■ GIVEN INFORMATION
----------
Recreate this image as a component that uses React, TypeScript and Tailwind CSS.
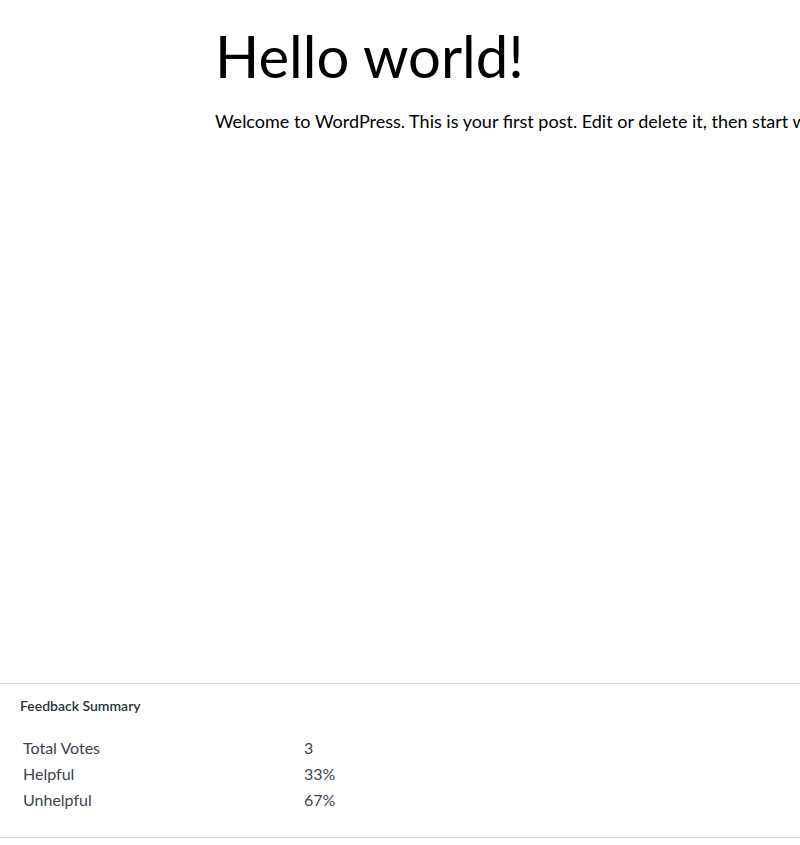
const rows = [
  { label: "Total Votes", value: "3" },
  { label: "Helpful", value: "33%" },
  { label: "Unhelpful", value: "67%" },
];

export default function App() {
  return (
    <div className="w-[800px] h-[845px] overflow-hidden bg-white font-['Lato',sans-serif]">
      {/* Post */}
      <div className="h-[683px] pl-[215px] pt-[18px] whitespace-nowrap">
        <h1 className="text-[58px] leading-[76px] text-black">Hello world!</h1>
        <p className="mt-[12px] text-[18px] leading-[30px] text-black">
          Welcome to WordPress. This is your first post. Edit or delete it, then start writing!
        </p>
      </div>

      {/* Feedback summary */}
      <div className="border-t border-b border-[#dcdcde] h-[155px]">
        <h2 className="pl-5 pt-[13px] text-[14px] leading-[18px] font-semibold text-[#2c3338]">
          Feedback Summary
        </h2>
        <table className="ml-[20px] mt-[20px] text-[16px] text-[#3c434a]">
          <tbody>
            {rows.map((r) => (
              <tr key={r.label} className="h-[26px]">
                <td className="w-[281px] px-[3px]">{r.label}</td>
                <td className="px-[3px]">{r.value}</td>
              </tr>
            ))}
          </tbody>
        </table>
      </div>
    </div>
  );
}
----------
■ EXERCISE TASK
Reproduce the data above in full, exactly as it is, with the pictures left out.

■ ANSWER TO THE EXERCISE
Recreate this image as a component that uses React, TypeScript and Tailwind CSS.
const rows = [
  { label: "Total Votes", value: "3" },
  { label: "Helpful", value: "33%" },
  { label: "Unhelpful", value: "67%" },
];

export default function App() {
  return (
    <div className="w-[800px] h-[845px] overflow-hidden bg-white font-['Lato',sans-serif]">
      {/* Post */}
      <div className="h-[683px] pl-[215px] pt-[18px] whitespace-nowrap">
        <h1 className="text-[58px] leading-[76px] text-black">Hello world!</h1>
        <p className="mt-[12px] text-[18px] leading-[30px] text-black">
          Welcome to WordPress. This is your first post. Edit or delete it, then start writing!
        </p>
      </div>

      {/* Feedback summary */}
      <div className="border-t border-b border-[#dcdcde] h-[155px]">
        <h2 className="pl-5 pt-[13px] text-[14px] leading-[18px] font-semibold text-[#2c3338]">
          Feedback Summary
        </h2>
        <table className="ml-[20px] mt-[20px] text-[16px] text-[#3c434a]">
          <tbody>
            {rows.map((r) => (
              <tr key={r.label} className="h-[26px]">
                <td className="w-[281px] px-[3px]">{r.label}</td>
                <td className="px-[3px]">{r.value}</td>
              </tr>
            ))}
          </tbody>
        </table>
      </div>
    </div>
  );
}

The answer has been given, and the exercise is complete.